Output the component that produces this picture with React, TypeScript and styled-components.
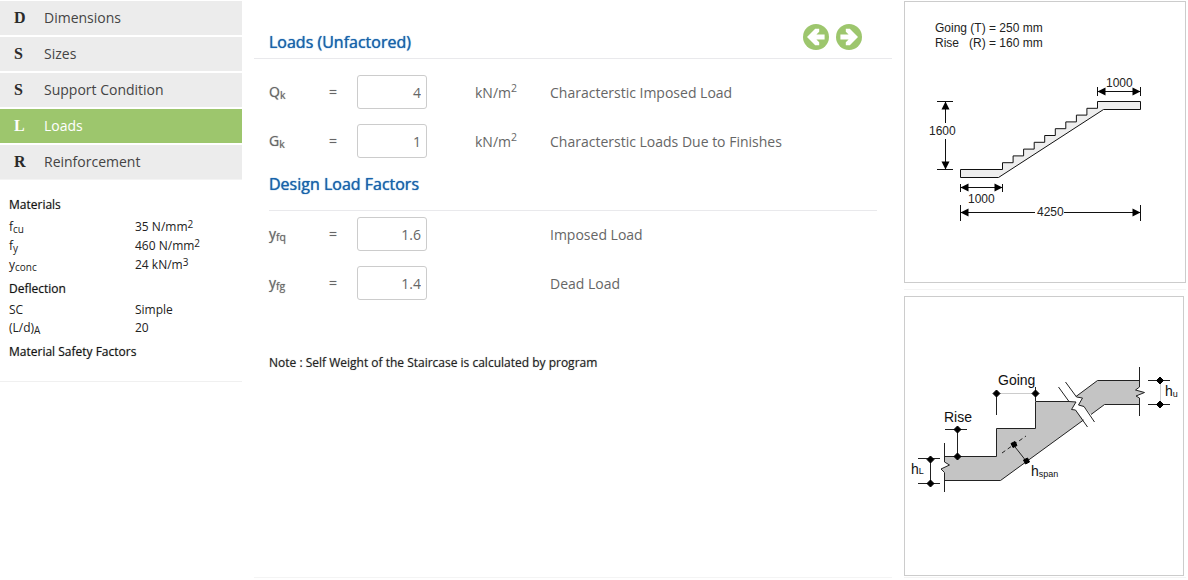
import React from "react";
import styled, { createGlobalStyle, css } from "styled-components";

const GlobalStyle = createGlobalStyle`
  *, *::before, *::after { box-sizing: border-box; }
  body {
    margin: 0;
    background: #fff;
    color: #666;
    font: 14px/20px "Open Sans", "Liberation Sans", sans-serif;
  }
  sub, sup { position: relative; font-size: 75%; line-height: 0; vertical-align: baseline; }
  sub { top: 2px; }
  sup { top: -6px; }
`;

const emphasis = css`
  font-weight: 400;
  text-shadow: 0 0 1px currentColor;
`;

const softEmphasis = css`
  font-weight: 400;
  text-shadow: 0 0 1px rgba(0, 0, 0, 0.4);
`;

const Page = styled.div`
  display: grid;
  grid-template-columns: 242px minmax(0, 1fr) 282px;
  gap: 12px;
  padding: 1px 2px 0 0;
`;

const Sidebar = styled.aside`
  min-width: 0;
`;

const Nav = styled.nav`
  display: flex;
  flex-direction: column;
  gap: 2px;
  border-bottom: 1px solid #f4f4f4;
`;

const NavLink = styled.a<{ $active?: boolean }>`
  display: grid;
  grid-template-columns: 30px 1fr;
  align-items: center;
  height: 34px;
  padding: 0 14px;
  background: ${(p) => (p.$active ? "#9dc66d" : "#ececec")};
  color: ${(p) => (p.$active ? "#fff" : "#444")};
  text-decoration: none;
`;

const Initial = styled.b<{ $active?: boolean }>`
  font: bold 16px/20px "Liberation Serif", serif;
  color: ${(p) => (p.$active ? "#fff" : "#2a2a2a")};
`;

const Summary = styled.div`
  padding: 10px 9px 17px;
  border-bottom: 1px solid #f0f0f0;
  color: #222;
  font-size: 12px;
  sup { top: -3px; }
  sub, sup { font-size: 10px; }
`;

const SummaryTitle = styled.h3`
  margin: 0;
  padding-top: 3px;
  font-size: 12px;
  line-height: 24px;
  color: #111;
  ${softEmphasis}
`;

const SummaryTable = styled.table<{ $row: number }>`
  width: 100%;
  border-collapse: collapse;
  line-height: ${(p) => p.$row}px;
  th, td { padding: 0; font-weight: 400; text-align: left; }
  th { width: 126px; }
`;

const Main = styled.main`
  border-bottom: 1px solid #f4f4f4;
`;

const MainHeader = styled.header`
  display: flex;
  align-items: flex-start;
  justify-content: space-between;
  height: 58px;
  padding: 23px 30px 0 15px;
  border-bottom: 1px solid #e9e9ec;
`;

const Title = styled.h2`
  margin: 0;
  padding-top: 6px;
  font-size: 16px;
  line-height: 24px;
  color: #1763ab;
  ${emphasis}
`;

const Pager = styled.div`
  display: flex;
  gap: 7px;
`;

const PagerButton = styled.button`
  width: 26px;
  height: 26px;
  padding: 0;
  border: 0;
  background: none;
  cursor: pointer;
  svg { display: block; }
`;

const Section = styled.section`
  padding: 0 15px;
`;

const SectionTitle = styled(Title)`
  padding: 14px 0;
  border-bottom: 1px solid #e9e9ec;
`;

const Fields = styled.div<{ $top: number }>`
  display: grid;
  gap: 15px;
  padding-top: ${(p) => p.$top}px;
`;

const FieldRow = styled.div`
  display: grid;
  grid-template-columns: 60px 28px 70px 75px 1fr;
  align-items: center;
`;

const FieldLabel = styled.label`
  ${softEmphasis}
`;

const NumberInput = styled.input`
  width: 70px;
  height: 34px;
  padding: 0 5px;
  border: 1px solid #ccc;
  border-radius: 3px;
  background: #fff;
  color: #666;
  font: inherit;
  text-align: right;
`;

const Unit = styled.span`
  padding: 2px 0 0 48px;
  white-space: nowrap;
`;

const Description = styled.span`
  padding: 2px 0 0 48px;
`;

const Note = styled.p`
  margin: 53px 0 0;
  font-size: 12px;
  color: #222;
  ${softEmphasis}
`;

const Figures = styled.aside`
  display: flex;
  flex-direction: column;
`;

const Figure = styled.figure`
  margin: 0;
  border: 1px solid #ccc;
  svg { display: block; width: 100%; height: auto; }
`;

const FigureSlot = styled.div<{ $inset?: boolean }>`
  padding: ${(p) => (p.$inset ? "6px 2px 1px 0" : "0 0 6px")};
  border-bottom: 1px solid #f4f4f4;
`;

const navItems = ["Dimensions", "Sizes", "Support Condition", "Loads", "Reinforcement"];

const ArrowIcon = ({ flip }: { flip?: boolean }) => (
  <svg width="26" height="26" viewBox="0 0 26 26" aria-hidden="true">
    <circle cx="13" cy="13" r="13" fill="#9dc66d" />
    <path
      transform={flip ? "matrix(-1 0 0 1 26 0)" : undefined}
      fill="#fff"
      d="M4 13L12.2 4.8H16.2V7.8L13.4 10.6H21.6V15.4H13.4L16.2 18.2V21.2H12.2Z"
    />
  </svg>
);

type FieldProps = { id: string; symbol: string; sub: string; value: string; unit?: boolean; text: string };

const Field = ({ id, symbol, sub, value, unit, text }: FieldProps) => (
  <FieldRow>
    <FieldLabel htmlFor={id}>
      {symbol}
      <sub>{sub}</sub>
    </FieldLabel>
    <FieldLabel as="span">=</FieldLabel>
    <NumberInput id={id} defaultValue={value} inputMode="decimal" />
    <Unit>{unit && <>kN/m<sup>2</sup></>}</Unit>
    <Description>{text}</Description>
  </FieldRow>
);

const steps = Array.from({ length: 10 }, (_, i) => {
  const x = 97.5 + i * (95 / 9);
  const y = 167.5 - (i + 1) * 6.8;
  return `V${y.toFixed(1)}H${(i === 9 ? 235.5 : x + 95 / 9).toFixed(1)}`;
}).join("");

const StairElevation = () => (
  <svg viewBox="0 0 280 280" role="img" aria-label="Staircase elevation" fontFamily="'Liberation Sans', sans-serif" fontSize="12" fill="#222">
    <text x="30" y="30">Going (T) = 250 mm</text>
    <text x="30" y="45">{"Rise\u00a0\u00a0\u00a0(R) = 160 mm"}</text>
    <path d={`M55.5 167.5H97.5${steps}V107.5H198.5L93.5 175.5H55.5Z`} fill="#eee" stroke="#111" />
    <g stroke="#111" fill="none">
      <path d="M192.5 85V94M235.5 85V94M192.5 89.5H235.5" />
      <path d="M32 99.5H48M32 167.5H48M40.5 99.5V121M40.5 137V167.5" />
      <path d="M55.5 182V190M97.5 182V190M55.5 185.5H97.5" />
      <path d="M55.5 203V219M235.5 203V219M55.5 210.5H130M159 210.5H235.5" />
    </g>
    <g fill="#000">
      <path d="M192.5 89.5l8-4v8zM235.5 89.5l-8-4v8z" />
      <path d="M40.5 99.5l-4 8h8zM40.5 167.5l-4-8h8z" />
      <path d="M55.5 185.5l8-4v8zM97.5 185.5l-8-4v8z" />
      <path d="M55.5 210.5l8-4v8zM235.5 210.5l-8-4v8z" />
    </g>
    <text x="201" y="85">1000</text>
    <text x="24" y="133">1600</text>
    <text x="63" y="201">1000</text>
    <text x="132" y="214">4250</text>
  </svg>
);

const Dot = ({ x, y }: { x: number; y: number }) => (
  <path d={`M${x - 3.5} ${y}L${x} ${y - 3.5}L${x + 3.5} ${y}L${x} ${y + 3.5}Z`} fill="#000" strokeLinejoin="round" />
);

const StairDetail = () => (
  <svg viewBox="0 0 278 278" role="img" aria-label="Staircase detail" fontFamily="'Liberation Sans', sans-serif" fill="#111">
    <path fill="#c4c4c4" d="M39.5 159.5H91.5V131.5H130.5V104.5H164L171 105L166.5 112.5L170.5 113L178.5 123L95.5 183.5H39.5V175.5L36 172L44.5 168L39.5 165Z" />
    <path fill="#c4c4c4" d="M171 99.5L192.5 83.5H234.5V90L230.5 93L239.5 95.5L231 99L234.5 101V107.5H199.5L186 117.5L179 109.5L173.5 108L177.5 101Z" />
    <g stroke="#222" fill="none">
      <path d="M39.5 159.5H91.5V131.5H130.5V104.5H164M39.5 183.5H95.5L178.5 123M171 99.5L192.5 83.5H234.5M186 117.5L199.5 107.5H234.5" />
      <path d="M39.5 146V165L44.5 168L36 172L39.5 175.5V195" />
      <path d="M234.5 70V90L230.5 93L239.5 95.5L231 99L234.5 101V119" />
      <path d="M153.5 90L164 104.5L171 105L166.5 112.5L170.5 113L182.5 130" />
      <path d="M160.5 85L171.5 100L177.5 101L173.5 108L179 109.5L189.5 125" />
      <path d="M13 161.5H35M13 186.5H35M25.5 161.5V186.5M40 132.5H62M52.5 132.5V159.5" />
      <path d="M91.5 96.5V118M130.5 90V104M243 83.5H265M243 107.5H265M108.5 148L121.5 164.5" />
      <path d="M91.5 96.5H130.5M255.5 83.5V107.5" stroke="#ccc" />
      <path d="M97 156L121 139" strokeDasharray="4 3" />
    </g>
    <g stroke="#000">
      <Dot x={25.5} y={162.5} />
      <Dot x={25.5} y={186.5} />
      <Dot x={52.5} y={132.5} />
      <Dot x={52.5} y={159.5} />
      <Dot x={91.5} y={96.5} />
      <Dot x={130.5} y={96.5} />
      <Dot x={255} y={83.5} />
      <Dot x={255} y={107.5} />
      <path d="M106 146.5l4-2 2 4-4 2zM118.5 163l4-2 2 4-4 2z" fill="#000" />
    </g>
    <g fontSize="14">
      <text x="93" y="88">Going</text>
      <text x="39" y="125">Rise</text>
      <text x="6" y="177">h<tspan fontSize="9">L</tspan></text>
      <text x="126" y="179">h<tspan fontSize="9" dy="1">span</tspan></text>
      <text x="260" y="99">h<tspan fontSize="9" dy="1">u</tspan></text>
    </g>
  </svg>
);

export default function App() {
  return (
    <>
      <GlobalStyle />
      <Page>
        <Sidebar>
          <Nav>
            {navItems.map((item) => (
              <NavLink key={item} href={`#${item}`} $active={item === "Loads"}>
                <Initial $active={item === "Loads"}>{item[0]}</Initial>
                {item}
              </NavLink>
            ))}
          </Nav>
          <Summary>
            <SummaryTitle>Materials</SummaryTitle>
            <SummaryTable $row={19}>
              <tbody>
                <tr><th scope="row">f<sub>cu</sub></th><td>35 N/mm<sup>2</sup></td></tr>
                <tr><th scope="row">f<sub>y</sub></th><td>460 N/mm<sup>2</sup></td></tr>
                <tr><th scope="row">y<sub>conc</sub></th><td>24 kN/m<sup>3</sup></td></tr>
              </tbody>
            </SummaryTable>
            <SummaryTitle>Deflection</SummaryTitle>
            <SummaryTable $row={18}>
              <tbody>
                <tr><th scope="row">SC</th><td>Simple</td></tr>
                <tr><th scope="row">(L/d)<sub>A</sub></th><td>20</td></tr>
              </tbody>
            </SummaryTable>
            <SummaryTitle>Material Safety Factors</SummaryTitle>
          </Summary>
        </Sidebar>

        <Main>
          <MainHeader>
            <Title>Loads (Unfactored)</Title>
            <Pager>
              <PagerButton type="button" aria-label="Previous"><ArrowIcon /></PagerButton>
              <PagerButton type="button" aria-label="Next"><ArrowIcon flip /></PagerButton>
            </Pager>
          </MainHeader>
          <Section>
            <Fields $top={16}>
              <Field id="qk" symbol="Q" sub="k" value="4" unit text="Characterstic Imposed Load" />
              <Field id="gk" symbol="G" sub="k" value="1" unit text="Characterstic Loads Due to Finishes" />
            </Fields>
            <SectionTitle>Design Load Factors</SectionTitle>
            <Fields $top={6}>
              <Field id="yfq" symbol="y" sub="fq" value="1.6" text="Imposed Load" />
              <Field id="yfg" symbol="y" sub="fg" value="1.4" text="Dead Load" />
            </Fields>
            <Note>Note : Self Weight of the Staircase is calculated by program</Note>
          </Section>
        </Main>

        <Figures>
          <FigureSlot>
            <Figure><StairElevation /></Figure>
          </FigureSlot>
          <FigureSlot $inset>
            <Figure><StairDetail /></Figure>
          </FigureSlot>
        </Figures>
      </Page>
    </>
  );
}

=====

■ **REQUIREMENT**: For the listing above, give the number of lines in which the string "components" occurs, and nothing else.

■ **EXERCISE SOLUTION**: 2